The Feeling

In making their wonderful fifth album, The Feeling boldly went where not many bands in the last 30 years have gone before: they decided to record the entire thing in just a few days, as a fully live band. The plan was to capture the spirit and musicianship that has made them such a successful live draw for the past decade (last summer alone, they were booked for more than 25 festivals across Europe).

The band abandoned the standard studio time-keeper of a click track (making editing together pieces of different takes nigh-on impossible). Instead, they gathered in their Dog House studio in Hackney along with some friends who’d agreed to supply the album’s richly soulful backing vocals, and recorded the songs one at a time, in full takes. The best takes are the ones you’ll hear on the self-produced album, and they make it abundantly clear what a talented bunch these five friends are.

It is a raw, passionate album which is why its title is ‘The Feeling’. This is more than any of their previous records, is what the band really sound like.

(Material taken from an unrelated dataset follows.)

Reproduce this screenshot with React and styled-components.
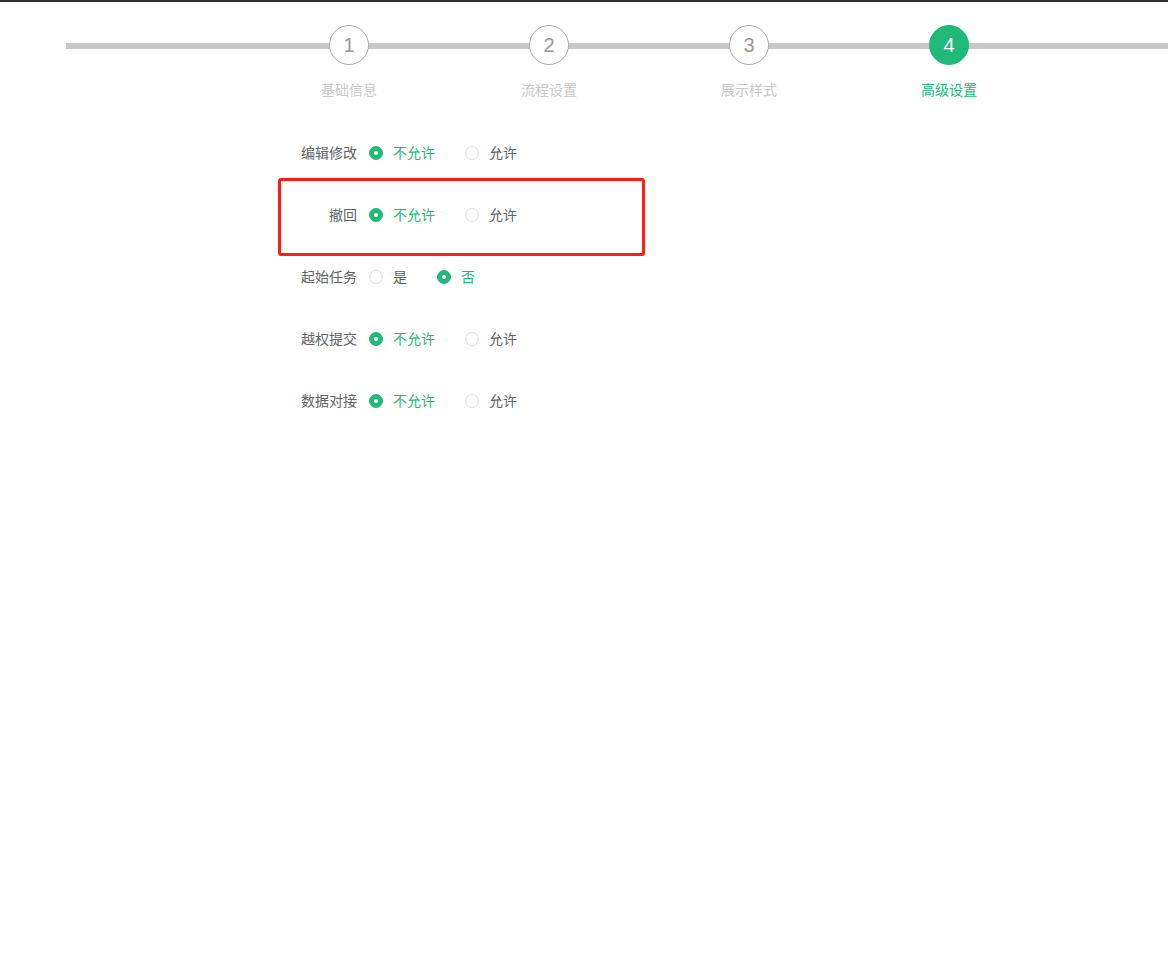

There’s also an unmistakable freedom in the lyrics written by Gillespie Sells, who has blossomed from the young songwriter of The Feeling’s early hits like Fill My Little World and Love It When You Call into something akin to the UK’s very own Rufus Wainwright.

The realities of single life are documented by Gillespie Sells with rare warmth, heart and humour. The epic Feel Something deals with finally accepting a break-up; the glorious first single Spiralling pinpoints the sinking feeling when you know a new relationship isn’t going to last; and the Hammond-drenched Repeat To Fade sees Gillespie Sells challenging himself not to get stuck in his ways.

Meanwhile, the giddy Young Things is a power-popping celebration of rediscovering going out and, as Gillespie Sells grins, “getting naughty”; and the deceptively soft Shadow Boxer is a pin-sharp exploration of one night stands and loveless sex (“we can do it, but it’s not the same… always dancing without music”). There’s even room for a gleaming chink of sunlight towards the album’s close, in Alien’s loved-up celebration of Gillespie Sells’ new long-term partner.

A decade into a career that’s yielded The Feeling several Top 10 hits, a million-selling album, an Ivor Novello award, and performances everywhere from Glastonbury’s Pyramid Stage to the Queen’s back garden, the band’s fifth album has, understandably, left them re-energised.